In contrast to the terminal necrotic changes shown in Fig. 4, some of the remaining neurons showed sublethal alterations that were either unique or present far in excess of their incidence in controls. Dilated organelles, including RER, Golgi apparatus, and mitochondria as well as extensive intranuclear vacuoles (arrows) (A, ISCH 4 d survival; B, HYPO-6, 14 d survival) and large clusters of primary and secondary lysosomes (C, HYPO-12, 2 month survival) were seen in untreated and hypothermia-treated ischemic groups. Rarely, neurons contained stacks of proliferated RER (D, HYPO-12, 4 d survival). Scale bars, 5 μm.

Fig. 6.

Dendritic (A, HYPO-12, 14 d survival) and axonal (B, HYPO-1, 2 month survival) pyknotic inclusions as found in HYPO and ISCH groups. Similar clusters were found in PD6 gerbils (C, colliculus). Because normal (A, arrow) and degenerate mitochondria can be seen with these clusters, these dense inclusions are likely degenerating mitochondria. Scale bars, 1 μm.

Fig. 7.

Some CA1 neurons of all HYPO groups at all survival times showed large numbers of accumulating bodies, probably derived from mitochondria (see Fig. 9). The neuron containing this large number of autolysosomes was otherwise healthy looking (HYPO-1, 14 d survival). Adjacent neurons look normal. Scale bar, 5 μm.

Fig. 8.

View of early (A) and late (B) mitochondrial evolution into lysosomes. On the left are seen a group of mitochondria with variably disorganized cristae and a tubulovesicular internal structure. The appearance of homogenous electron dense streaks suggests lipid concentration within them.

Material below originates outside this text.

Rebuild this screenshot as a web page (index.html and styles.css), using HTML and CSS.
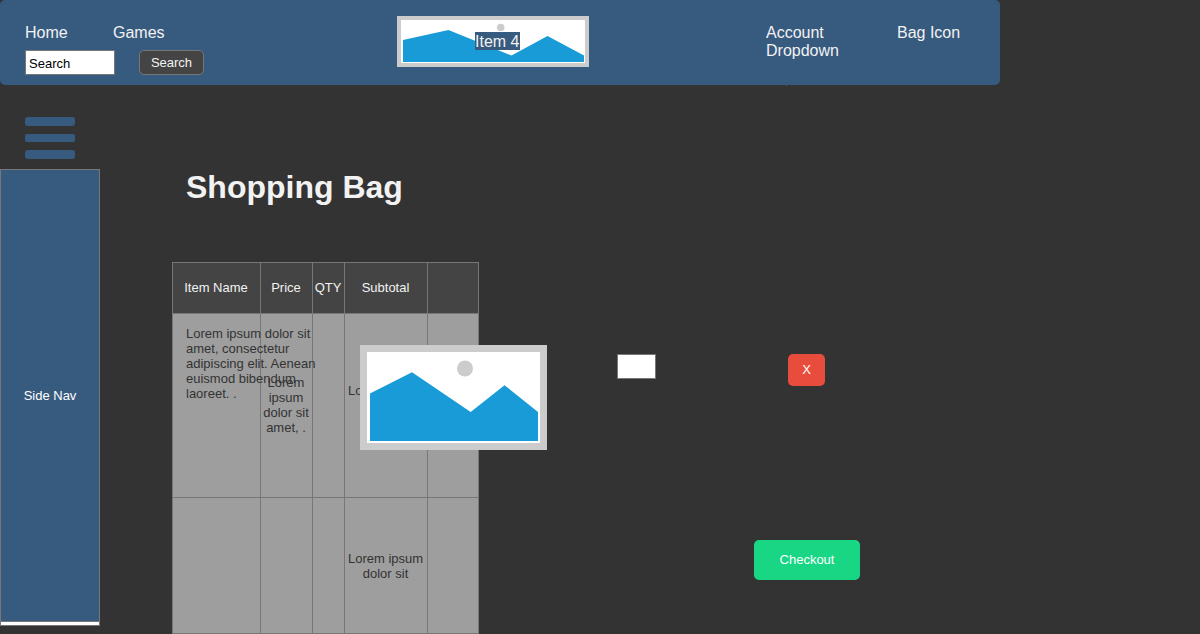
FILE: index.html
```html
<!DOCTYPE html>
<html lang="en">
<head>
<meta charset="utf-8">
<title>Shopping Bag</title>
<link rel="stylesheet" href="styles.css">
</head>
<body>
<header class="topbar">
  <div class="topbar-left">
    <nav class="links"><a class="home">Home</a><a>Games</a></nav>
    <form class="search">
      <input class="search-field" type="text" value="Search" aria-label="Search">
      <button class="search-button" type="button">Search</button>
    </form>
  </div>
  <div class="logo">
    <svg width="192" height="51" viewBox="0 0 192 51">
      <rect width="192" height="51" fill="#ccc"/>
      <rect x="4" y="4" width="184" height="43" fill="#fff"/>
      <circle cx="103.7" cy="11.5" r="3.8" fill="#ccc"/>
      <path d="M6 24 51.5 14 114.500 39.500 150.500 20 187 39.500V46H6Z" fill="#189bd7"/>
    </svg>
    <span class="logo-label">Item 4</span>
  </div>
  <a class="account">Account Dropdown</a>
  <a class="bag">Bag Icon</a>
  <span class="pointer"></span>
</header>
<div class="page">
  <aside class="side">
    <div class="burger"><i class="bar"></i><i class="bar bar-mid"></i><i class="bar"></i></div>
    <div class="side-frame"><nav class="side-nav">Side Nav</nav></div>
  </aside>
  <main class="main">
    <h1 class="title">Shopping Bag</h1>
    <div class="content">
      <div class="bag-table">
        <div class="cell head">Item Name</div>
        <div class="cell head">Price</div>
        <div class="cell head">QTY</div>
        <div class="cell head">Subtotal</div>
        <div class="cell head"></div>
        <div class="cell item"><p class="description">Lorem ipsum dolor sit amet, consectetur adipiscing elit. Aenean euismod bibendum laoreet. .</p></div>
        <div class="cell price">Lorem ipsum dolor sit amet, .</div>
        <div class="cell"></div>
        <div class="cell">Lorem ipsum dolor sit amet, .</div>
        <div class="cell"></div>
        <div class="cell"></div>
        <div class="cell"></div>
        <div class="cell"></div>
        <div class="cell">Lorem ipsum dolor sit</div>
        <div class="cell"></div>
        <svg class="product" width="187" height="105" viewBox="0 0 187 105">
          <rect width="187" height="105" fill="#ccc"/>
          <rect x="7" y="7" width="173" height="91" fill="#fff"/>
          <circle cx="105" cy="23.500" r="8" fill="#ccc"/>
          <path d="M10 48.500 52 27.300 110.700 67 144.500 40.200 178 67V96H10Z" fill="#189bd7"/>
        </svg>
      </div>
      <input class="quantity" type="text" aria-label="Quantity">
      <div class="actions">
        <button class="remove" type="button">X</button>
        <button class="checkout" type="button">Checkout</button>
      </div>
    </div>
  </main>
</div>
</body>
</html>
```
FILE: styles.css
```css
* { box-sizing: border-box; }
html, body { height: 100%; }
body {
  margin: 0;
  overflow: hidden;
  background: #333;
  color: #333;
  font: 13px/15px "Liberation Sans", Arial, sans-serif;
}
button, input { font: inherit; margin: 0; }

.topbar {
  position: relative;
  display: flex;
  align-items: flex-start;
  width: 1000px;
  height: 85px;
  padding-left: 25px;
  border-radius: 5px;
  background: #375a7f;
  color: #f2f2f2;
  font-size: 16px;
  line-height: 18px;
}
.topbar-left { width: 372px; padding-top: 24px; }
.links { display: flex; }
.home { width: 88px; }
.search { display: flex; gap: 24px; margin-top: 8px; font-size: 13px; line-height: 15px; }
.search-field {
  width: 90px;
  height: 25px;
  padding: 1px 3px 0;
  border: 1px solid #777;
  background: #fff;
  color: #000;
}
.search-button {
  width: 65px;
  height: 25px;
  padding: 0;
  border: 1px solid #777;
  border-radius: 5px;
  background: #444;
  color: #f2f2f2;
}
.logo { position: relative; width: 192px; margin-top: 16px; }
.logo svg { display: block; }
.logo-label { position: absolute; left: 78px; top: 16px; width: 45px; height: 18px; line-height: 20px; background: #375a7f; white-space: nowrap; }
.account { width: 80px; margin: 24px 0 0 177px; }
.bag { margin: 24px 0 0 51px; }
.pointer { position: absolute; left: 786px; top: 85px; width: 1px; height: 1px; background: #375a7f; }

.page { display: flex; height: 549px; }
.side { width: 100px; padding-top: 32px; }
.burger { display: flex; flex-direction: column; gap: 8px; width: 50px; margin-left: 25px; }
.bar { height: 9px; border-radius: 3px; background: #375a7f; }
.bar-mid { height: 8px; border-radius: 2px; }
.side-frame { height: 457px; margin-top: 10px; border: 1px solid #777; background: #fff; }
.side-nav {
  display: flex;
  align-items: center;
  justify-content: center;
  height: 452px;
  border-bottom: 1px solid #777;
  background: #375a7f;
  color: #fff;
}

.main { flex: 1; padding: 84px 0 0 72px; }
.title { margin: 0 0 0 14px; color: #f2f2f2; font-size: 32px; line-height: 37px; }
.content { display: flex; align-items: flex-start; margin-top: 56px; }
.bag-table {
  position: relative;
  display: grid;
  grid-template-columns: 88px 52px 32px 83px 51px;
  grid-template-rows: 51px 184px 136px;
  border-top: 1px solid #777;
  border-left: 1px solid #777;
}
.cell {
  display: flex;
  align-items: center;
  justify-content: center;
  padding: 0 3px 0 2px;
  border-right: 1px solid #777;
  border-bottom: 1px solid #777;
  background: #9e9e9e;
  text-align: center;
}
.head { padding: 0 1px 2px 0; background: #444; color: #f2f2f2; }
.price { padding-bottom: 2px; }
.item { align-items: flex-start; justify-content: flex-start; padding: 12px 0 0 13px; }
.description { flex: none; width: 132px; margin: 0; text-align: left; z-index: 1; }
.product { position: absolute; left: 187px; top: 82px; z-index: 2; }
.quantity { width: 39px; height: 25px; margin: 92px 0 0 138px; padding: 0; border: 1px solid #777; background: #fff; }
.actions { display: flex; flex-direction: column; align-items: center; gap: 154px; width: 106px; margin: 92px 0 0 98px; }
.remove { width: 37px; height: 32px; margin-right: 1px; padding: 0 0 2px; border: 0; border-radius: 5px; background: #e74c3c; color: #fff; }
.checkout { width: 106px; height: 40px; padding: 0 0 2px; border: 0; border-radius: 5px; background: #18d684; color: #fff; }
```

Other groups of cytoplasmic bodies (B) appear more electron dense throughout most of their internal structure, apart from the small, round body left of center, which has a double membrane (arrows) indicating a mitochondrial origin. Scale bars, 1 μm.

Fig. 9.

Progression of mitochondrial injury to autolysosomes. All of these forms were found only in hypothermia-treated ischemic animals at all survival periods. Double membranes (broad arrows, A, B, F) as well as remnant cristae (white arrows, A, B, E, F) attest to the mitochondrial origin of these structures. Collapsing internal membranes are seen (C, D, G). Increased internal electron density (F–I) suggests eventual accumulation of lipid or lipofuscin-like material. Scale bars, 1 μm.